The chicks hatched July 1st, so they are almost a month old right now. They grow up quickly, so they will be heading south for the winter soon. In the meantime, making sure they are safe is a major undertaking.

It had been 83 years since there was a documented piping plover nest anywhere in Ohio.

“In the entire great lakes region there are less than 200 breeding piping plovers,” says Kimberly Kaufman, head of the Black Swamp Bird Observatory. “So every egg, chick and every bird is so critical.”

Volunteers have been documenting every moment in the place they now affectionately call Ploverville.

“We’re thrilled, we are elated, exhausted, and excited that we still have all four chicks with us,” says Kaufman. “That is way above the average success rate in the Great Lakes.”

You have to look quickly to see the chicks scurrying across the sand in and around at the inland lake.

“It has been remarkable to watch and document all their progress,” explains Kaufman. “We’re seeing them take short flights of 4-6 feet right now.

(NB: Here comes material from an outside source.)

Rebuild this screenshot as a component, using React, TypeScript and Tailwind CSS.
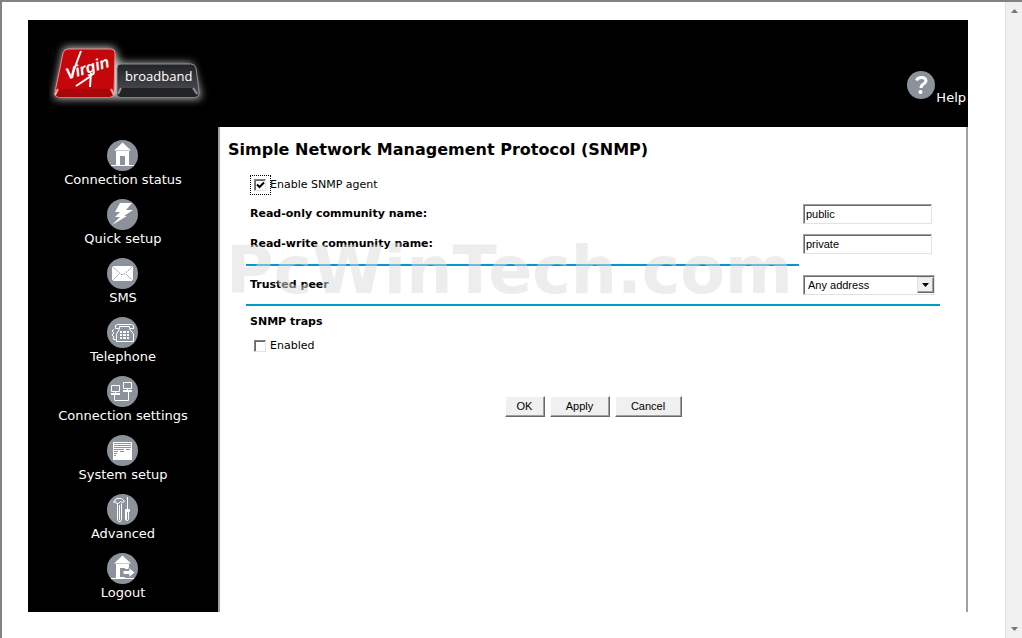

Any day now, they will take off for a sustained flight, and we’ll be that much closer to true success.”

Keeping track of them is an around-the-clock job. Volunteers are there every day from six in the morning until 10 at night while wildlife officers watch the nest overnight.

Nellie and Nish are first-time parents. The male plover handles most of the parenting duties. In fact, Nellie began her journey south a few days ago.

“Pretty soon when Nish senses the chicks are strong enough, and the winds are right, he will take off with our four little babies and head south for the winter,” says Kaufman.

The hope is that this story has another chapter along the shores of Lake Erie and that Nellie and Nish nest here again next year.

“I am so honored to have been part of this little feathered family,” says Kaufman. “The community formed around them is so inspiring and uplifting. It’s been a beautiful thing to be part of.”

The chicks have been named Erie, Ottawa, Maumee, and Kickapoo. They will migrate to the Carolinas or Florida with their dad in the coming weeks. Depending on weather conditions that journey could take less than a week.

On a side note, Nellie was hatched on a beach in Erie, Pennsylvania, and Nish was born on a Chicago beach.